More importantly, when Nucleus sees that same vulnerability come in during future scans, it recognizes it and does not reopen the vulnerability. One of my greatest frustrations when I was a System Administrator was that every time the security analyst I worked with got promoted, I invariably had to refight and reprove every false positive we had on the books, since those records rarely got passed down from generation to generation. Nucleus neatly solves that issue.

Defending the Data

You want to trust your vulnerability scanner. Defending your vulnerability scanner is part of your job. All I need to do to get a 15-minute rant from you is to say 8 words: SCCM is more accurate than your vulnerability scanners. You’ve had to give that defense so many times, you practically have it memorized.

Why do I know? I’ve worked at a Fortune 20, a scanner vendor, and an MSSP. I’ve given the same defense at dozens of different companies. Potentially as many as 80.

I’ve also made vulnerability analysts want to hit me with a broom by telling infrastructure teams how many false positives they probably have. That’s one of those answers that makes everyone mad. The infrastructure team expects it to be millions. The security team expects it to be 0. And here I am saying it’s a few hundred, or a few thousand, it’s probably mostly on network devices, and by the way, you have more false negatives than false positives.

I wish the data were perfect. But the attackers don’t wait for our data to be perfect. If anything, they’re thriving on the chaos. What I had to learn to do to survive in this field was to understand the data, recognize its strengths and weaknesses, and use it to get the best results I could deliver. My goal was never perfection. My goal was to have a better month this month than we had last month. Or at least show a positive trend over each 90-day period.

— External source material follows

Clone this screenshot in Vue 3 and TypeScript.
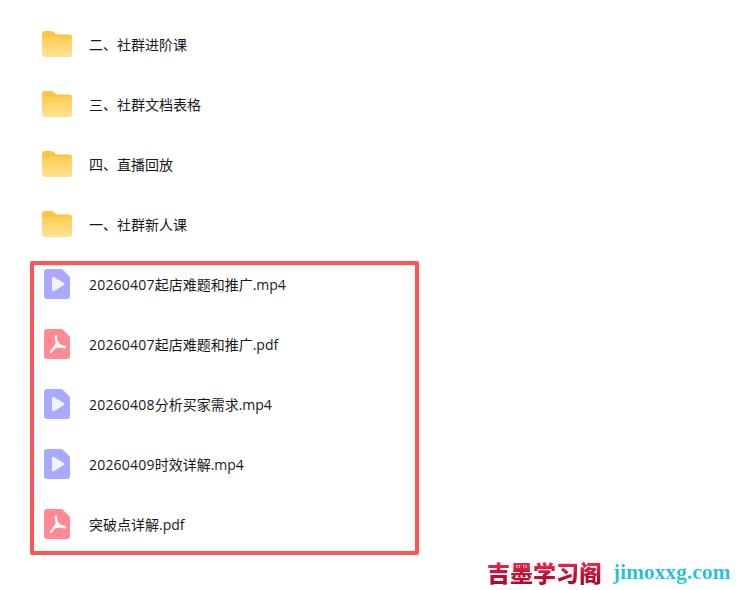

My consistent game plan has served me well over the past 20 years – to act on the information that we’re confident is true, and when we discover problems, find and address the root cause when possible. And when not possible, clean up the data as best we can.

Avoiding the Logical Fallacy

In IT, there is a common logical fallacy I run into all the time. And it isn’t a new phenomenon. I was running into it in the 90s. The problem is discrediting an entire data set or a tool based on a single mistake.

Here’s an extreme example. Let’s say you have a history book. There’s a punctuation error on page 19. On page 38, it states that George Washington was the first President of the United States. George Washington’s status of being the first president of the United States exists independently of that punctuation error on page 19.

I can’t say I don’t trust the book until I find a bigger problem than that punctuation error. Even if I find multiple errors such as the statement that Hubert Humphrey was the 39th president of the United States, that still doesn’t mean the book is wrong about George Washington. It means the book is unreliable. It does not mean the book is always wrong.

People in other fields deal with this problem all the time. Historians come to mind. Anytime you deal with old information, it’s possible that some of the information is wrong, if only because something changed between the time the source was written and the current day. But the answer isn’t to throw it all out and say nobody knows. You find the information that solves the problem that you need to solve, look for corroboration from other sources when you have them, and cite where it came from.

That’s a reasonable summary of what they teach you in a first-year college writing class. It’s also a reasonable summary of the Nucleus algorithm for data analysis.